Kids And Currency

Posted by Allison on 5 April 2009, 10:52

Kids have a very limited exposure to money and what it means in its broadest terms, but that is not to say they don't know anything about it at all.  Probably our earliest encounters with money come via the Tooth Fairy – we know that if we leave a tooth that has fallen out under our pillow, it will magically be replaced by a coin of some sort by the following morning.  The only difference is that the adults of today remember being paid far less than the children of today get.  Ten or twenty pence was about right in the late Seventies and early Eighties in Britain, whereas inflation has now driven that up to about a pound.

This is where we can see that the factors that influence currency as a whole also influence our children.  Even at a young age they begin to learn that certain things are worth more than others and therefore demand a higher payment; for example a single tooth might warrant a pound, but a double from the back might receive double that amount in payment.  It's even been known for a tooth which has caused real problems to be rewarded with a five pound note once it has fallen out!

Inflation has also had a real bearing on pocket money in every country in the world.  A recent report generated in India revealed that the amount of pocket money given to children had gone up an incredible (and possibly inflation busting?) six times in the last decade.  Meanwhile Australian children have seen their pocket money grow to twice the amount they got a decade ago.

The whole issue of pocket money is intriguing to many people when it comes to understanding more about how different currencies work.  Just as with the money earned by every adult, the pocket money given to children worldwide will have a different purchasing power depending on what country they live in and how their economy is doing.

Although the amounts given to individual kids does vary, in general pocket money is seen as a good way to teach children about how money works, what it can buy and how much it is really worth.  Of course it is too young an age to start thinking about exchange rates – since these will rarely affect kids anyway – but starting to understand more about money at a young age will give kids a good grounding in life and lead to a more responsible attitude about money when they finally go out and start earning their own.

To this end many parents now ask their children to perform certain tasks in order to receive their pocket money.  For example teenagers may be asked to keep their rooms tidy and will have their pocket money (or allowance as it is sometimes referred to in America) withheld if they don't comply with this rule.

There has also been some concern, particularly in the UK, that older children who are given a lot of pocket money each week are spending more of it on alcoholic drinks and running into problems as a result.  This doesn't seem to be indicative of the culture in every country though.

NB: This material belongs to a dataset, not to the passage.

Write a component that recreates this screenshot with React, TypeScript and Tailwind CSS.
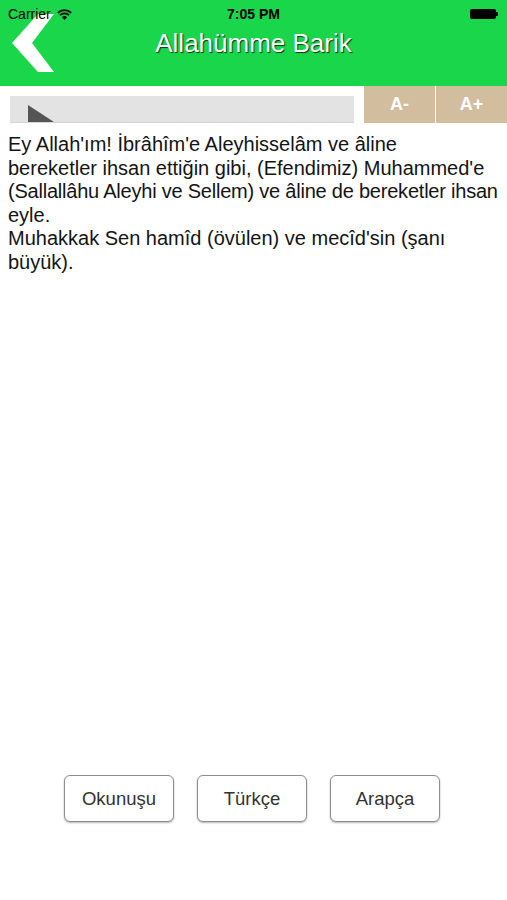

Things have changed in the arena of pocket money for kids though.  This is mostly due to the world at large changing and information becoming more readily available via the internet.  This isn't to say that kids are starting to trade currencies on the stock exchange; rather they are learning more about how their parents work to earn more money and they are arguably learning how to earn more of it themselves.

But while some kids are getting more pocket money than ever before (even when you take into account the effects of inflation) other children aren't getting any at all.  However contrary to what you might think, this doesn't seem to result in children learning any less about how currency works or what it is worth.

A lot of people believe that giving children an amount of money every week or month gives them a chance to understand what money is all about.  Even at a young age they can start to become familiar with the different coins and banknotes that make up the currency of the country they live in, and get to know what each one is worth.

Of course if you go back a few years, the adults of today who were kids in 1971 got a real shock to the system when their pocket money came in pounds, shillings and pence one day, and plain old pounds and pence the next.  If adults found this huge changeover confusing, what did the kids think?

Some parents whose children were only five or six at the time decided not to teach their children too much about the old system for fear they would get confused once the new decimal system came in.  This probably worked out for the best since they were able to take on board pounds and pence quite easily – more so than the adults!

One thing is certain though – only children of a certain age will have realised that their pocket money didn't go quite as far after so called D Day as it did before; many shops decided to round up prices slightly rather than drop them and lose money, and of course they never went back down again.

Many people remember having special lessons at school which explained how the new currency would work and what each old coin was worth in the new system.  In this sense it is very likely that a lot of children were better prepared than the adults were when D Day finally arrived.

Looking at currency through the eyes of a child is something that we all go through, but it is especially fascinating to take a step backwards and see how children of different ages and times reacted to money.  And it continues to be a fascinating journey now as the world continues to change and our currencies change with it.  Who for example would have guessed that the majority of children in Europe would end up getting the same currency for their pocket money, regardless of which country they lived in?

Perhaps in the future all the world's children will be popping coins of the same currency into their piggy banks – or perhaps more likely, they will all end up being given a plastic card at a certain young age, on which their pocket money will be digitally transferred once a week.  It's an intriguing thought.

One thing that many people agree on though is that children should be taught more about money, currency and how it all works than they are at present.  This does of course vary in different countries but a good grounding in the world of currency leads to a better understanding of money in adult life.  It is much easier finding out all the ins and outs of currency when you are sitting in a classroom than trying to struggle with it all on your own when the time comes to get a job, start saving and start working out whether investing in the stock market is really a good idea or not.